AUSTIN, Texas -- CBP will soon deploy several improvements to its Customs-Trade Partnership Against Terrorism (C-TPAT) program, including clearer questions on C-TPAT questionnaires and a return to a relationship-based approach between C-TPAT specialists and the companies they validate, said Liz Schmelzinger, director of C-TPAT at CBP, at the American Association of Exporters and Importers annual conference on June 22. The agency is also working to fix problems with its cost-benefit data on C-TPAT membership detailed in a recent Government Accountability Office report, she said.

The GAO report, issued in February, found CBP is unable to determine the extent to which program members receive benefits due to inaccurate data, and can’t be sure C-TPAT participants are getting their promised benefits at all (see 1702080061). Schmelzinger said she agrees “with everything that’s in that report,” and has launched a mode-by-mode cost-benefit analysis to update outdated program data. “I want you guys to know, exactly, ‘this is why we need to be in this program and this is the money we save,’” she said.

Reconfigured C-TPAT questionnaires should be released at the end of July, Schmelzinger said. Current security profile questions were “ridiculous,” and redundant, and often had grammatical issues, she said. For now, participants should continue to use the old questionnaires. “Just work on the questions as you do now, but when the new ones come out and you get notified they’ll make more sense to you,” she said.

Improvements in how CBP C-TPAT specialists are deployed should take longer, but were included in this year’s CBP work plan, Schmelzinger said. The agency would like to return back to the days of when C-TPAT specialists truly understood the entire supply chain of the company after repeated visits, but it “will take several years to get us there,” she said. CBP had gotten away from that model after budget woes raised sensitivity to agency travel costs. C-TPAT specialists are “very supportive” of the return to the old ways, she said. They’re much more comfortable knowing a company from “stem to stern.”

CBP’s Trusted Trader pilot continues, with its participants engaging in biweekly conference calls and testing the program’s anticipated benefits, said Diane DeJarnett of Toyota. Beyond the benefits listed in CBP’s 2014 notice announcing the pilot, the agency is still soliciting input on other benefits that could be provided, including those involving partner government agencies, she said. Discussing Toyota’s experience with the pilot, DeJarnett said the initial application review meeting was “very friendly” and only took one day. But though the “mini audit” went smoothly, CBP does need to work on how long it took to get through the application review process, with the agency taking a year to get through the applications of the nine pilot applicants, she said.

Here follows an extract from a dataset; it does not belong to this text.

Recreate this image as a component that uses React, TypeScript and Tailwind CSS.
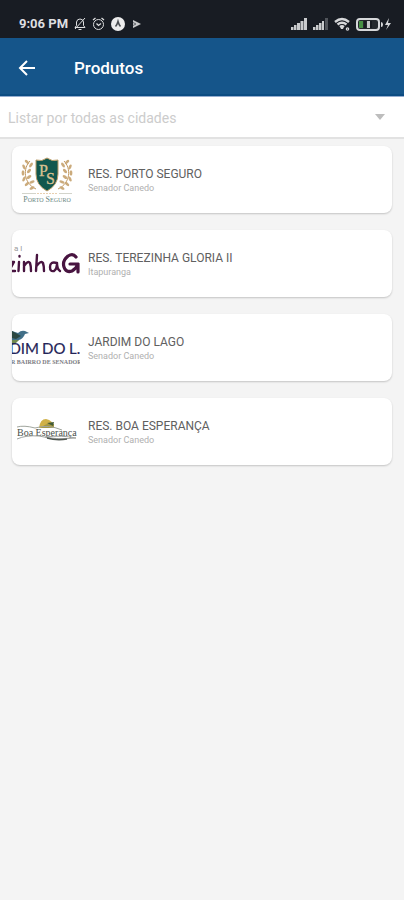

Once Trusted Trader does go live, Importer Security Assessment members will be automatically transitioned into the program, DeJarnett said. C-TPAT participants will have the option of joining, and may find the additional incentives of Trusted Trader cause them to overcome their previous hesitation of applying for ISA, she said. Alternatively, C-TPAT members may remain as participants in C-TPAT only, satisfying that program’s supply chain security requirements while remaining outside of Trusted Trader’s additional trade compliance role, she said.